Write the data out again exactly, dropping any images it holds.

>>>

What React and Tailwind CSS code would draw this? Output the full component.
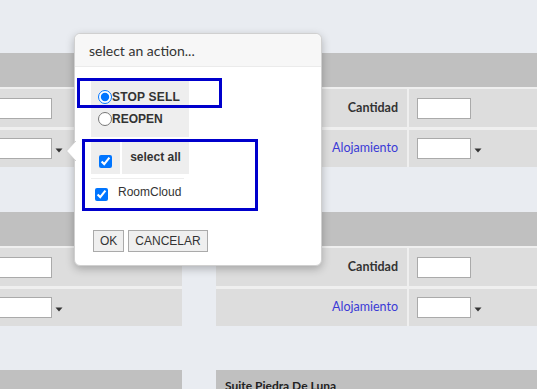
import React from "react";

const font = { fontFamily: "Lato, 'Liberation Sans', sans-serif" };

function Caret() {
  return (
    <svg width="8" height="5" viewBox="0 0 8 5" className="ml-[3px] mt-[3px]">
      <polygon points="0.5,0.5 7.5,0.5 4,4.5" fill="#333" />
    </svg>
  );
}

function Input() {
  return <div className="h-[21px] w-[54px] bg-white border border-[#aaaaaa]" />;
}

function LeftSection({ title }) {
  return (
    <div className={title ? "mt-[-1px]" : ""}>
      <div className="h-[34px] bg-[#c0c0c0]" />
      {!title && (
        <>
          <div className="h-[40px] border-t-2 border-[#efefef] bg-[#dddddd] flex items-center ml-[-2px]">
            <Input />
          </div>
          <div className="h-[40px] border-t-[3px] border-[#efefef] bg-[#dddddd] flex items-center ml-[-2px]">
            <Input />
            <Caret />
          </div>
        </>
      )}
    </div>
  );
}

function RightSection({ title }) {
  return (
    <div className={title ? "mt-[-1px]" : ""}>
      <div className="h-[34px] bg-[#c0c0c0] pl-[9px] pt-[8px] text-[12px] font-bold text-[#222] leading-[16px]">
        {title}
      </div>
      {!title && (
        <>
          <div className="h-[40px] border-t-2 border-[#efefef] flex">
            <div className="w-[191px] bg-[#dddddd] flex items-center justify-end pr-[9px] text-[12.5px] font-bold text-[#333]">
              Cantidad
            </div>
            <div className="w-[2px] bg-[#efefef]" />
            <div className="flex-1 bg-[#dddddd] flex items-center pl-[8px]">
              <Input />
            </div>
          </div>
          <div className="h-[40px] border-t-[3px] border-[#efefef] flex">
            <div className="w-[191px] bg-[#dddddd] flex items-center justify-end pr-[9px] text-[12.5px] text-[#3a3ad6]">
              Alojamiento
            </div>
            <div className="w-[2px] bg-[#efefef]" />
            <div className="flex-1 bg-[#dddddd] flex items-center pl-[8px]">
              <Input />
              <Caret />
            </div>
          </div>
        </>
      )}
    </div>
  );
}

export default function App() {
  return (
    <div className="relative h-[389px] w-full overflow-hidden bg-[#e9ecf1] pt-[53px]" style={font}>
      <div className="flex gap-[34px]">
        <div className="w-[182px] flex flex-col gap-[45px] shrink-0">
          <LeftSection />
          <LeftSection />
          <LeftSection title="x" />
        </div>
        <div className="flex-1 flex flex-col gap-[45px]">
          <RightSection />
          <RightSection />
          <RightSection title="Suite Piedra De Luna" />
        </div>
      </div>

      {/* popup */}
      <div className="absolute left-[74px] top-[33px] w-[248px] h-[233px] bg-white border border-[#d0d0d0] rounded-[6px] shadow-[0_3px_8px_rgba(0,0,0,0.25)]">
        <svg width="10" height="20" viewBox="0 0 10 20" className="absolute left-[-9px] top-[107px]">
          <polygon points="10,0 0.5,10 10,20" fill="white" />
          <polyline points="10,0 0.5,10 10,20" fill="none" stroke="#d0d0d0" strokeWidth="1" />
        </svg>
        <div className="h-[33px] bg-[#f7f7f7] border-b border-[#ebebeb] rounded-t-[6px] pl-[14px] flex items-center text-[14px] text-[#333]">
          select an action...
        </div>
        <div className="pl-[16px] pt-[12px]" style={{ fontFamily: "'Liberation Sans', Arial, sans-serif" }}>
          <div className="w-[98px] h-[58px] bg-[#eeeeee] pl-[7px] pt-[11px] flex flex-col gap-[8px] text-[12px] font-bold text-[#333]">
            <label className="flex items-center h-[14px]">
              <input type="radio" name="a" defaultChecked className="m-0 w-[14px] h-[14px]" />
              <span className="tracking-[0.2px]">STOP SELL</span>
            </label>
            <label className="flex items-center h-[14px]">
              <input type="radio" name="a" className="m-0 w-[14px] h-[14px]" />
              <span>REOPEN</span>
            </label>
          </div>
          <div className="mt-[5px] flex gap-[2px] h-[32px]">
            <div className="w-[29px] bg-[#eeeeee] flex items-center pl-[8px] pt-[6px]">
              <input type="checkbox" defaultChecked className="m-0 w-[13px] h-[13px]" />
            </div>
            <div className="w-[67px] bg-[#eeeeee] flex items-center justify-center pb-[2px] text-[12px] font-bold text-[#333]">
              select all
            </div>
          </div>
          <div className="mt-[4px] w-[93px] h-px bg-[#eeeeee]" />
          <div className="flex items-center h-[24px] mt-[1px] pl-[4px]">
            <input type="checkbox" defaultChecked className="m-0 w-[13px] h-[13px] mt-[5px]" />
            <span className="ml-[10px] text-[12px] text-[#333]">RoomCloud</span>
          </div>
          <div className="mt-[26px] ml-[2px] flex gap-[4px]">
            <button className="h-[22px] px-[6px] bg-[#efefef] border border-[#aaaaaa] text-[12px] text-[#333] leading-none">OK</button>
            <button className="h-[22px] px-[6px] bg-[#efefef] border border-[#aaaaaa] text-[12px] text-[#333] leading-none">CANCELAR</button>
          </div>
        </div>
      </div>

      {/* highlight boxes */}
      <div className="absolute left-[77px] top-[78px] w-[145px] h-[30px] border-[3px] border-[#0000cc] pointer-events-none" />
      <div className="absolute left-[82px] top-[139px] w-[176px] h-[72px] border-[3px] border-[#0000cc] pointer-events-none" />
    </div>
  );
}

<<<

Exercise output:
What React and Tailwind CSS code would draw this? Output the full component.
import React from "react";

const font = { fontFamily: "Lato, 'Liberation Sans', sans-serif" };

function Caret() {
  return (
    <svg width="8" height="5" viewBox="0 0 8 5" className="ml-[3px] mt-[3px]">
      <polygon points="0.5,0.5 7.5,0.5 4,4.5" fill="#333" />
    </svg>
  );
}

function Input() {
  return <div className="h-[21px] w-[54px] bg-white border border-[#aaaaaa]" />;
}

function LeftSection({ title }) {
  return (
    <div className={title ? "mt-[-1px]" : ""}>
      <div className="h-[34px] bg-[#c0c0c0]" />
      {!title && (
        <>
          <div className="h-[40px] border-t-2 border-[#efefef] bg-[#dddddd] flex items-center ml-[-2px]">
            <Input />
          </div>
          <div className="h-[40px] border-t-[3px] border-[#efefef] bg-[#dddddd] flex items-center ml-[-2px]">
            <Input />
            <Caret />
          </div>
        </>
      )}
    </div>
  );
}

function RightSection({ title }) {
  return (
    <div className={title ? "mt-[-1px]" : ""}>
      <div className="h-[34px] bg-[#c0c0c0] pl-[9px] pt-[8px] text-[12px] font-bold text-[#222] leading-[16px]">
        {title}
      </div>
      {!title && (
        <>
          <div className="h-[40px] border-t-2 border-[#efefef] flex">
            <div className="w-[191px] bg-[#dddddd] flex items-center justify-end pr-[9px] text-[12.5px] font-bold text-[#333]">
              Cantidad
            </div>
            <div className="w-[2px] bg-[#efefef]" />
            <div className="flex-1 bg-[#dddddd] flex items-center pl-[8px]">
              <Input />
            </div>
          </div>
          <div className="h-[40px] border-t-[3px] border-[#efefef] flex">
            <div className="w-[191px] bg-[#dddddd] flex items-center justify-end pr-[9px] text-[12.5px] text-[#3a3ad6]">
              Alojamiento
            </div>
            <div className="w-[2px] bg-[#efefef]" />
            <div className="flex-1 bg-[#dddddd] flex items-center pl-[8px]">
              <Input />
              <Caret />
            </div>
          </div>
        </>
      )}
    </div>
  );
}

export default function App() {
  return (
    <div className="relative h-[389px] w-full overflow-hidden bg-[#e9ecf1] pt-[53px]" style={font}>
      <div className="flex gap-[34px]">
        <div className="w-[182px] flex flex-col gap-[45px] shrink-0">
          <LeftSection />
          <LeftSection />
          <LeftSection title="x" />
        </div>
        <div className="flex-1 flex flex-col gap-[45px]">
          <RightSection />
          <RightSection />
          <RightSection title="Suite Piedra De Luna" />
        </div>
      </div>

      {/* popup */}
      <div className="absolute left-[74px] top-[33px] w-[248px] h-[233px] bg-white border border-[#d0d0d0] rounded-[6px] shadow-[0_3px_8px_rgba(0,0,0,0.25)]">
        <svg width="10" height="20" viewBox="0 0 10 20" className="absolute left-[-9px] top-[107px]">
          <polygon points="10,0 0.5,10 10,20" fill="white" />
          <polyline points="10,0 0.5,10 10,20" fill="none" stroke="#d0d0d0" strokeWidth="1" />
        </svg>
        <div className="h-[33px] bg-[#f7f7f7] border-b border-[#ebebeb] rounded-t-[6px] pl-[14px] flex items-center text-[14px] text-[#333]">
          select an action...
        </div>
        <div className="pl-[16px] pt-[12px]" style={{ fontFamily: "'Liberation Sans', Arial, sans-serif" }}>
          <div className="w-[98px] h-[58px] bg-[#eeeeee] pl-[7px] pt-[11px] flex flex-col gap-[8px] text-[12px] font-bold text-[#333]">
            <label className="flex items-center h-[14px]">
              <input type="radio" name="a" defaultChecked className="m-0 w-[14px] h-[14px]" />
              <span className="tracking-[0.2px]">STOP SELL</span>
            </label>
            <label className="flex items-center h-[14px]">
              <input type="radio" name="a" className="m-0 w-[14px] h-[14px]" />
              <span>REOPEN</span>
            </label>
          </div>
          <div className="mt-[5px] flex gap-[2px] h-[32px]">
            <div className="w-[29px] bg-[#eeeeee] flex items-center pl-[8px] pt-[6px]">
              <input type="checkbox" defaultChecked className="m-0 w-[13px] h-[13px]" />
            </div>
            <div className="w-[67px] bg-[#eeeeee] flex items-center justify-center pb-[2px] text-[12px] font-bold text-[#333]">
              select all
            </div>
          </div>
          <div className="mt-[4px] w-[93px] h-px bg-[#eeeeee]" />
          <div className="flex items-center h-[24px] mt-[1px] pl-[4px]">
            <input type="checkbox" defaultChecked className="m-0 w-[13px] h-[13px] mt-[5px]" />
            <span className="ml-[10px] text-[12px] text-[#333]">RoomCloud</span>
          </div>
          <div className="mt-[26px] ml-[2px] flex gap-[4px]">
            <button className="h-[22px] px-[6px] bg-[#efefef] border border-[#aaaaaa] text-[12px] text-[#333] leading-none">OK</button>
            <button className="h-[22px] px-[6px] bg-[#efefef] border border-[#aaaaaa] text-[12px] text-[#333] leading-none">CANCELAR</button>
          </div>
        </div>
      </div>

      {/* highlight boxes */}
      <div className="absolute left-[77px] top-[78px] w-[145px] h-[30px] border-[3px] border-[#0000cc] pointer-events-none" />
      <div className="absolute left-[82px] top-[139px] w-[176px] h-[72px] border-[3px] border-[#0000cc] pointer-events-none" />
    </div>
  );
}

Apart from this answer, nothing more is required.